Stated exercise
Go through the data and copy every line exactly, but not the images.
BEGIN Supplied information
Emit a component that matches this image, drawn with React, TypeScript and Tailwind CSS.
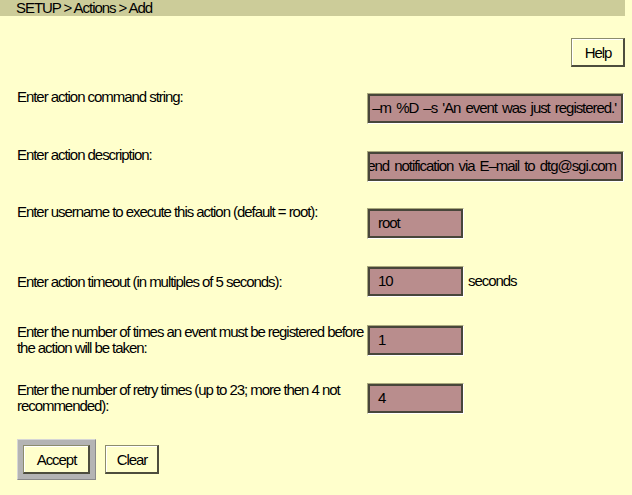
import type { ReactNode } from 'react';

const font = { fontFamily: '"Liberation Sans Narrow", "Liberation Sans", Arial, sans-serif' };

// sunken text field with olive/white bevel
function Field({ value, wide, alignEnd }: { value: string; wide?: boolean; alignEnd?: boolean }) {
  return (
    <div
      className={`h-[31px] shrink-0 border-t border-l border-t-[#a9a97c] border-l-[#a9a97c] border-b border-r border-b-white border-r-white ${
        wide ? 'w-[257px]' : 'w-[97px]'
      }`}
    >
      <div
        className={`h-full border-2 border-[#48463a] bg-[#b98d8d] flex items-center overflow-hidden whitespace-nowrap text-[15px] text-black [word-spacing:2px] ${
          alignEnd ? 'justify-end pr-[5px]' : 'pl-[8px]'
        }`}
      >
        {value}
      </div>
    </div>
  );
}

function Btn({ children, w }: { children: ReactNode; w: string }) {
  return (
    <button
      className={`${w} h-[29px] bg-[#ffffcc] border-t border-l border-t-[#8c8c6c] border-l-[#8c8c6c] border-b-2 border-r-2 border-b-[#4d4d3d] border-r-[#4d4d3d] text-[15px] text-black leading-none`}
    >
      <span className="block h-full border-t border-l border-white flex items-center justify-center">{children}</span>
    </button>
  );
}

export default function App() {
  return (
    <div
      className="w-[632px] h-[495px] bg-[#ffffcc] text-black overflow-hidden tracking-[-1.05px]"
      style={font}
    >
      {/* 标题栏 */}
      <div className="w-[625px] h-[16px] bg-[#cccc99] pl-[16px] text-[15px] leading-[16px]">
        SETUP &gt; Actions &gt; Add
      </div>

      <div className="w-[625px] pl-[17px]">
        <div className="flex justify-end mt-[22px]">
          <Btn w="w-[54px]">Help</Btn>
        </div>

        {/* 表单行 */}
        <div className="flex items-start mt-[22px]">
          <div className="w-[350px] text-[15px] leading-[16px]">Enter action command string:</div>
          <div className="mt-[4px]">
            <Field wide alignEnd value="/usr/sbin/Mail –m %D –s 'An event was just registered.'" />
          </div>
        </div>

        <div className="flex items-start mt-[23px]">
          <div className="w-[350px] text-[15px] leading-[16px]">Enter action description:</div>
          <div className="mt-[4px]">
            <Field wide alignEnd value="Send notification via E–mail to dtg@sgi.com" />
          </div>
        </div>

        <div className="flex items-start mt-[22px]">
          <div className="w-[350px] text-[15px] leading-[16px]">
            Enter username to execute this action (default = root):
          </div>
          <div className="mt-[4px]">
            <Field value="root" />
          </div>
        </div>

        <div className="flex items-center mt-[27px]">
          <div className="w-[350px] text-[15px] leading-[16px]">
            Enter action timeout (in multiples of 5 seconds):
          </div>
          <Field value="10" />
          <span className="ml-[4px] text-[15px]">seconds</span>
        </div>

        <div className="flex items-center mt-[27px]">
          <div className="w-[350px] text-[15px] leading-[16px]">
            Enter the number of times an event must be registered before the action will be taken:
          </div>
          <Field value="1" />
        </div>

        <div className="flex items-center mt-[26px]">
          <div className="w-[350px] text-[15px] leading-[16px]">
            Enter the number of retry times (up to 23; more then 4 not recommended):
          </div>
          <Field value="4" />
        </div>

        {/* 操作按钮 */}
        <div className="flex items-center gap-[9px] mt-[25px]">
          <div className="p-[5px] bg-[#b4b4b4] border border-t-[#d6d6d6] border-l-[#d6d6d6] border-b-[#8a8a8a] border-r-[#8a8a8a]">
            <Btn w="w-[67px]">Accept</Btn>
          </div>
          <Btn w="w-[54px]">Clear</Btn>
        </div>
      </div>
    </div>
  );
}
END Supplied information
Task solution
Emit a component that matches this image, drawn with React, TypeScript and Tailwind CSS.
import type { ReactNode } from 'react';

const font = { fontFamily: '"Liberation Sans Narrow", "Liberation Sans", Arial, sans-serif' };

// sunken text field with olive/white bevel
function Field({ value, wide, alignEnd }: { value: string; wide?: boolean; alignEnd?: boolean }) {
  return (
    <div
      className={`h-[31px] shrink-0 border-t border-l border-t-[#a9a97c] border-l-[#a9a97c] border-b border-r border-b-white border-r-white ${
        wide ? 'w-[257px]' : 'w-[97px]'
      }`}
    >
      <div
        className={`h-full border-2 border-[#48463a] bg-[#b98d8d] flex items-center overflow-hidden whitespace-nowrap text-[15px] text-black [word-spacing:2px] ${
          alignEnd ? 'justify-end pr-[5px]' : 'pl-[8px]'
        }`}
      >
        {value}
      </div>
    </div>
  );
}

function Btn({ children, w }: { children: ReactNode; w: string }) {
  return (
    <button
      className={`${w} h-[29px] bg-[#ffffcc] border-t border-l border-t-[#8c8c6c] border-l-[#8c8c6c] border-b-2 border-r-2 border-b-[#4d4d3d] border-r-[#4d4d3d] text-[15px] text-black leading-none`}
    >
      <span className="block h-full border-t border-l border-white flex items-center justify-center">{children}</span>
    </button>
  );
}

export default function App() {
  return (
    <div
      className="w-[632px] h-[495px] bg-[#ffffcc] text-black overflow-hidden tracking-[-1.05px]"
      style={font}
    >
      {/* 标题栏 */}
      <div className="w-[625px] h-[16px] bg-[#cccc99] pl-[16px] text-[15px] leading-[16px]">
        SETUP &gt; Actions &gt; Add
      </div>

      <div className="w-[625px] pl-[17px]">
        <div className="flex justify-end mt-[22px]">
          <Btn w="w-[54px]">Help</Btn>
        </div>

        {/* 表单行 */}
        <div className="flex items-start mt-[22px]">
          <div className="w-[350px] text-[15px] leading-[16px]">Enter action command string:</div>
          <div className="mt-[4px]">
            <Field wide alignEnd value="/usr/sbin/Mail –m %D –s 'An event was just registered.'" />
          </div>
        </div>

        <div className="flex items-start mt-[23px]">
          <div className="w-[350px] text-[15px] leading-[16px]">Enter action description:</div>
          <div className="mt-[4px]">
            <Field wide alignEnd value="Send notification via E–mail to dtg@sgi.com" />
          </div>
        </div>

        <div className="flex items-start mt-[22px]">
          <div className="w-[350px] text-[15px] leading-[16px]">
            Enter username to execute this action (default = root):
          </div>
          <div className="mt-[4px]">
            <Field value="root" />
          </div>
        </div>

        <div className="flex items-center mt-[27px]">
          <div className="w-[350px] text-[15px] leading-[16px]">
            Enter action timeout (in multiples of 5 seconds):
          </div>
          <Field value="10" />
          <span className="ml-[4px] text-[15px]">seconds</span>
        </div>

        <div className="flex items-center mt-[27px]">
          <div className="w-[350px] text-[15px] leading-[16px]">
            Enter the number of times an event must be registered before the action will be taken:
          </div>
          <Field value="1" />
        </div>

        <div className="flex items-center mt-[26px]">
          <div className="w-[350px] text-[15px] leading-[16px]">
            Enter the number of retry times (up to 23; more then 4 not recommended):
          </div>
          <Field value="4" />
        </div>

        {/* 操作按钮 */}
        <div className="flex items-center gap-[9px] mt-[25px]">
          <div className="p-[5px] bg-[#b4b4b4] border border-t-[#d6d6d6] border-l-[#d6d6d6] border-b-[#8a8a8a] border-r-[#8a8a8a]">
            <Btn w="w-[67px]">Accept</Btn>
          </div>
          <Btn w="w-[54px]">Clear</Btn>
        </div>
      </div>
    </div>
  );
}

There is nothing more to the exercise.